Personal Connections and Celebrities
His own great-grandfather who worked over three decades for the Reno fire department once met John Wayne at the Mapes.
“It was a celebrity town back then. You also didn’t have to have backstage passes. People mingled at the Mapes. It was a more social town.”
High School Projects
Hagen’s own passion for the Mapes dates back to high school projects.
“The more research I did, the more I found out about this place, it was something special. The more people I met who knew about the Mapes, they showed their passion and their love for such a place. This was just a hotel but to many people it was a place where they had some of their most important memories, their high school prom. My great-grandmother who actually got me interested in the Mapes had her 21st birthday in the Sky Room (the nightclub at the Mapes). Her mother worked in the coffee shop as a waitress. It was a big employer in this town. Those personal connections give me the drive to keep going. This place meant something to people.”
The 'Interview of the Century'
One of his first interviews was with Gloria Mapes Walker. She co-owned The Mapes Hotel and Casino, with her brother Charles, before competition from other casinos, the recession and the failure of another casino they opened, The Money Tree, forced them to close their Art Deco structure in 1982, 35 years after its opening.
“I was so excited. For me, this was like the interview of the century. To me, she was such a celebrity. She was living in south Reno. And I guarantee you if you ask someone my age, they would have no idea who Gloria Mapes was. She was very closed up, extremely closed up. I also had no tape, I just had my notes. She’s since passed (in 2014). I’ve had a lot of conversations and interviews and notes, but I need more on camera interviews. A lot of people know about the fall of the Mapes, but much less about the Mapes itself.”
Hagen still doesn’t understand why the Mapes wasn’t saved. It was last owned by the Reno Redevelopment Agency, the city’s economic development arm. Unanswered questions are part of his documentary’s quest.
“They had six proposals to renovate the Mapes when they voted to demolish the hotel in 1999. They rejected all of them. What I want to know is why was the city so quick to tear down a place to have a city plaza. I have a lot of questions which I’m looking to answer. We also need to talk about its legacy. It was the first place to have entertainment and gaming and lodging all under one roof. For ten years, it was the tallest building in the entire state, twelve stories."
Why was the city of Reno so quick to tear it down?
"It was built so you could add another wing. It could still be here, but it sat vacant for 20 years and no one did anything with it besides stripping all of the hotel of its hardware, locks, everything. It just fell into disrepair. When the city got it, they just saw it as an eyesore. But they were too quick to tear it down. Why were they so quick to tear it down? Why couldn’t the Mapes be saved? Was the construction really faulty as some people say? You hear both sides. But the Mapes was very modern, as far as architecture. A lot of what they attribute to tearing it down was that the rooms were too small. But any building can be saved. It just takes a matter of motivation.”

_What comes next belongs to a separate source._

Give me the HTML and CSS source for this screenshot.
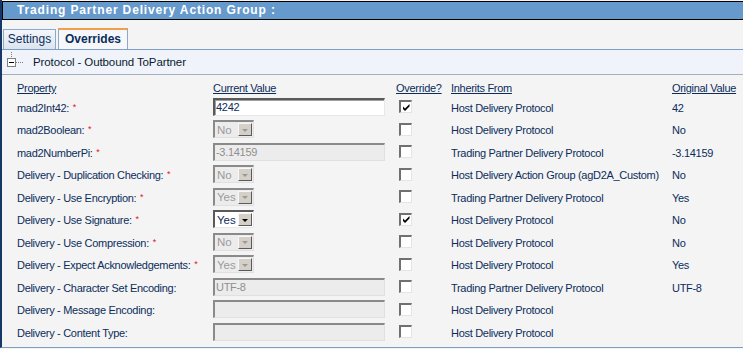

The content of a New York Times article written after the demolition is now shocking to Hagen, as is the eerie emptiness of where the Mapes once stood.
“Jeff Griffin who was the mayor then said, we are building a new Reno. They said this is where Reno is heading. What we are going to put here is going to be extremely important. I don’t know that this is extremely important. It’s a beautiful plaza and it’s finally getting some art but is it the same thing with other properties we are going to tear down? I’m not saying motels we are tearing down have as much significance as I think the Mapes does but I think too often we’re too quick to dismiss history and move forward. What’s the new Reno now? Is it the same Reno they dreamed of in 2000?”
Believing in Awareness for the Past and Revitalization
Hagen, who sees himself as a future preservationist now building awareness, and saving stories from the past, is also a strong believer in revitalization for old structures still standing.
“I’m extremely impressed with what they’ve done with the post office building. That’s what we need more of. It saddens me to think there was a point in our city’s history they weren’t focussed on preserving the past. The only way you can move forward is to learn from what you did in the past and from what your strengths were.”